What the task requires: Could you copy exactly the lines from the start of the records through the one containing "import React from", both included, and leave out the pictures?

Records supplied:
** BEGIN **
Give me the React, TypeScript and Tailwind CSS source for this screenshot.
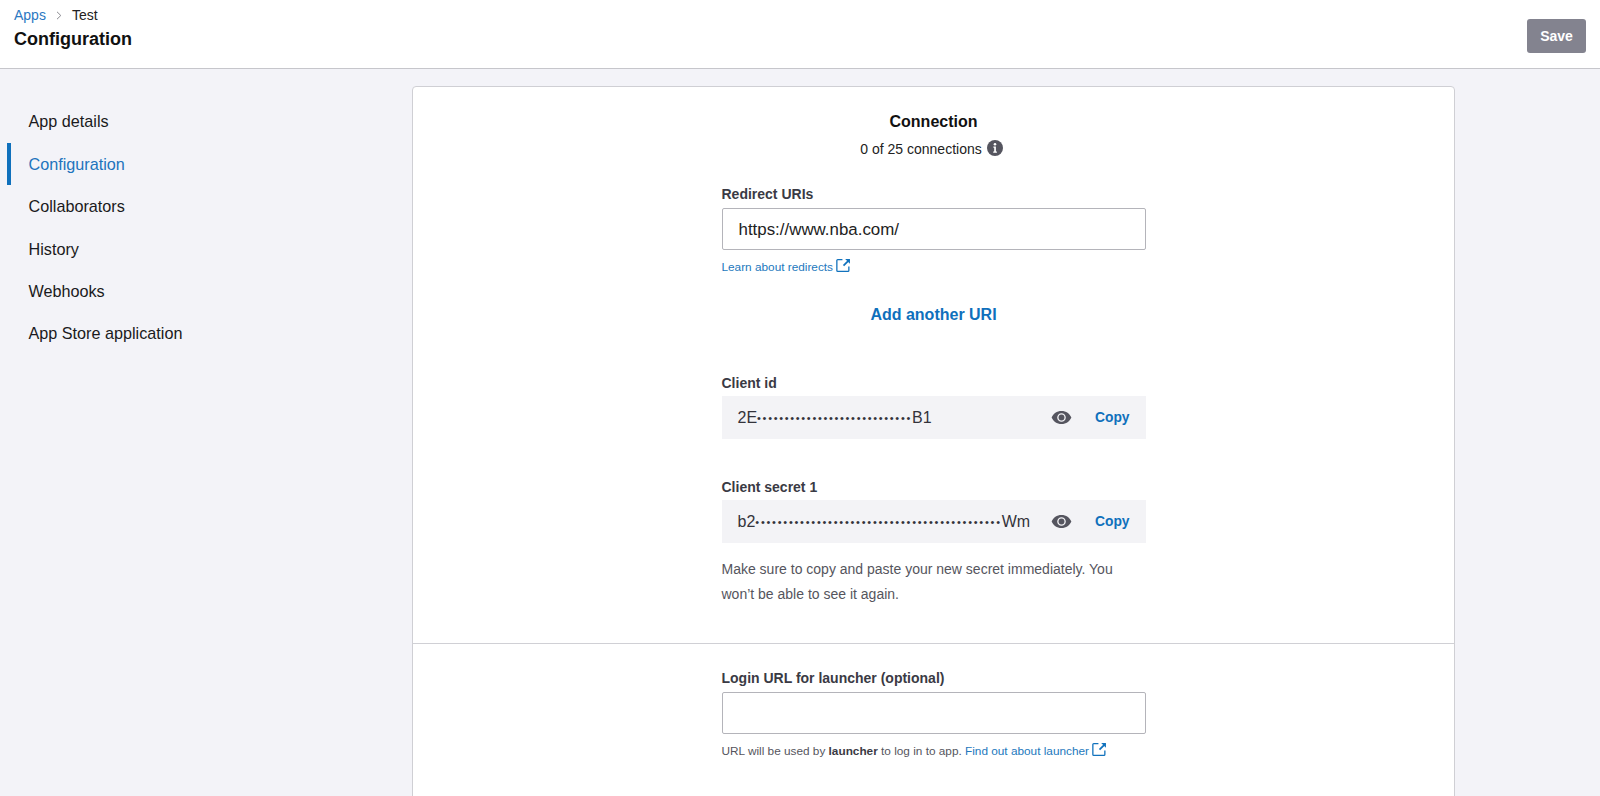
import React from "react";

const ExternalIcon = () => (
  <svg width="15" height="15" viewBox="0 0 14 14" fill="none" className="ml-[3px] mb-[3px] inline-block align-middle" stroke="#1172bd">
    <path d="M6 1.6H1.6a.8.8 0 0 0-.8.8v9.2a.8.8 0 0 0 .8.8h9.6a.8.8 0 0 0 .8-.8V8" strokeWidth="1.2" />
    <path d="M7 7.2 12.4 1.8" strokeWidth="1.6" />
    <path d="M8.6 1h4.4v4.4z" fill="#1172bd" stroke="none" />
  </svg>
);

const InfoIcon = () => (
  <svg width="16" height="16" viewBox="0 0 16 16" className="ml-[5px] mr-[4px] mb-[2px]">
    <circle cx="8" cy="8" r="8" fill="#55555f" />
    <circle cx="8" cy="4.2" r="1.3" fill="#fff" />
    <path d="M6.4 6.6h2.500v5h1v1.200H6.200v-1.200h1v-3.800h-.8z" fill="#fff" />
  </svg>
);

const EyeIcon = () => (
  <svg width="21" height="15" viewBox="0 0 20 14">
    <path fillRule="evenodd" d="M10 .8C5.600.8 2 3.400.6 7c1.400 3.600 5 6.200 9.400 6.200s8-2.600 9.400-6.200C18 3.400 14.400.8 10 .8zm0 10.300a4.100 4.100 0 1 1 0-8.200 4.100 4.100 0 0 1 0 8.200z" fill="#55555f" />
    <circle cx="10" cy="7" r="2.800" fill="#55555f" />
  </svg>
);

const Label = ({ children }: { children: React.ReactNode }) => (
  <div className="text-[14px] leading-[16px] font-bold text-[#3a3a44]">{children}</div>
);

const SecretRow = ({ head, dots, tail, dotClass }: { head: string; dots: number; tail: string; dotClass: string }) => (
  <div className="mt-[5px] flex h-[43px] items-center bg-[#f3f3f6] pl-[16px] pr-[16px] text-[16px] text-[#33333b]">
    <span className="flex-1">
      {head}
      <span className={dotClass}>{"•".repeat(dots)}</span>
      {tail}
    </span>
    <EyeIcon />
    <span className="ml-[23px] mt-[2px] text-[13.800px] font-bold text-[#0f70bc]">Copy</span>
  </div>
);

const navItems = ["App details", "Configuration", "Collaborators", "History", "Webhooks", "App Store application"];

export default function App() {
  const font = { fontFamily: '"Liberation Sans", Arial, sans-serif' };
  return (
    <div style={font} className="flex h-screen flex-col overflow-hidden bg-[#f3f3f8] text-[#111]">
      <header className="flex h-[69px] shrink-0 items-start justify-between border-b border-[#c6c6cb] bg-white pl-[14px] pr-[14px]">
        <div>
          <div className="mt-[7px] flex items-center text-[14px] leading-[16px]">
            <span className="text-[#2b78c2]">Apps</span>
            <svg width="6" height="9" viewBox="0 0 6 9" fill="none" stroke="#8a8a90" className="mx-[10px]">
              <path d="M1 .8 4.800 4.500 1 8.200" strokeWidth="1" />
            </svg>
            <span className="text-[#222]">Test</span>
          </div>
          <div className="mt-[4px] text-[18px] font-bold leading-[24px] text-[#111]">Configuration</div>
        </div>
        <button className="mt-[19px] h-[34px] w-[59px] rounded-[3px] bg-[#83838f] text-[14px] font-bold text-white">Save</button>
      </header>
      <div className="flex min-h-0 flex-1">
        <nav className="w-[412px] shrink-0 pt-[31.400px]">
          <ul>
            {navItems.map((item, i) => (
              <li
                key={item}
                className={
                  i === 1
                    ? "ml-[7px] flex h-[42.400px] items-center border-l-[4px] border-[#0f70bc] pl-[17.500px] text-[16.200px] text-[#2273bd]"
                    : "ml-[7px] flex h-[42.400px] items-center pl-[21.500px] text-[16.200px] text-[#1a1a20]"
                }
              >
                {item}
              </li>
            ))}
          </ul>
        </nav>
        <main className="mt-[17px] w-[1043px] shrink-0 self-start rounded-t-[4px] border border-[#cfcfd4] bg-white">
          <section className="flex flex-col items-center border-b border-[#d0d0d5] pt-[26px] pb-[36px]">
            <h2 className="text-[16px] font-bold leading-[18px] text-[#111]">Connection</h2>
            <div className="mt-[9px] flex items-center text-[14px] leading-[18px] text-[#222]">
              0 of 25 connections
              <InfoIcon />
            </div>
            <div className="mt-[28px] w-[424px]">
              <Label>Redirect URIs</Label>
              <input
                readOnly
                value="https://www.nba.com/"
                className="mt-[6px] h-[42px] w-full rounded-[2px] border border-[#b4b4ba] bg-white pl-[16px] pt-[1px] text-[16.900px] text-[#222] outline-none"
              />
              <div className="mt-[8px] flex items-center text-[11.800px] leading-[16px] text-[#2378bd]">
                Learn about redirects
                <ExternalIcon />
              </div>
              <div className="mt-[30px] text-center text-[16px] font-bold leading-[18px] text-[#0f70bc]">Add another URI</div>
              <div className="mt-[51px]">
                <Label>Client id</Label>
                <SecretRow head="2E" dots={28} tail="B1" dotClass="align-[1.5px] text-[11px] tracking-[1.68px]" />
              </div>
              <div className="mt-[40px]">
                <Label>Client secret 1</Label>
                <SecretRow head="b2" dots={44} tail="Wm" dotClass="align-[1.5px] text-[11px] tracking-[1.75px]" />
              </div>
              <p className="mt-[14px] text-[14px] leading-[25px] text-[#55555d]">
                Make sure to copy and paste your new secret immediately. You won’t be able to see it again.
              </p>
            </div>
          </section>
          <section className="flex flex-col items-center pt-[26px] pb-[60px]">
            <div className="w-[424px]">
              <Label>Login URL for launcher (optional)</Label>
              <input
                readOnly
                className="mt-[6px] h-[42px] w-full rounded-[2px] border border-[#b4b4ba] bg-white outline-none"
              />
              <div className="mt-[8px] flex items-center whitespace-nowrap text-[11.800px] leading-[16px] text-[#55555d]">
                <span>
                  URL will be used by <b className="text-[#3a3a44]">launcher</b> to log in to app.{" "}
                  <span className="text-[#2378bd]">Find out about launcher</span>
                </span>
                <ExternalIcon />
              </div>
            </div>
          </section>
        </main>
      </div>
    </div>
  );
}
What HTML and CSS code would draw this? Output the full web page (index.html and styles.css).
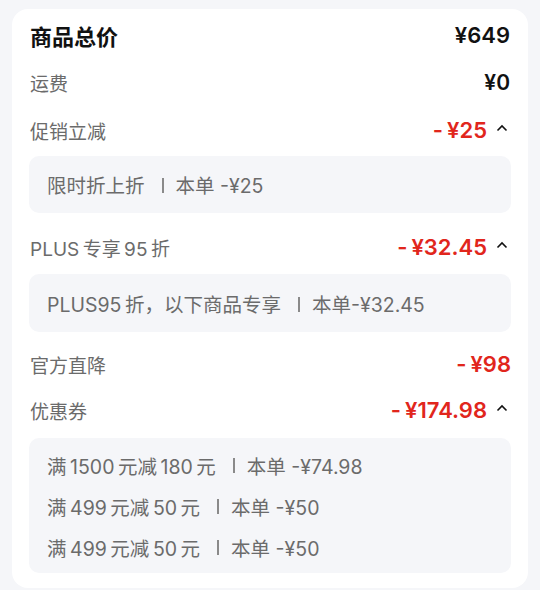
** END **
Worked solution:
Give me the React, TypeScript and Tailwind CSS source for this screenshot.
import React from "react";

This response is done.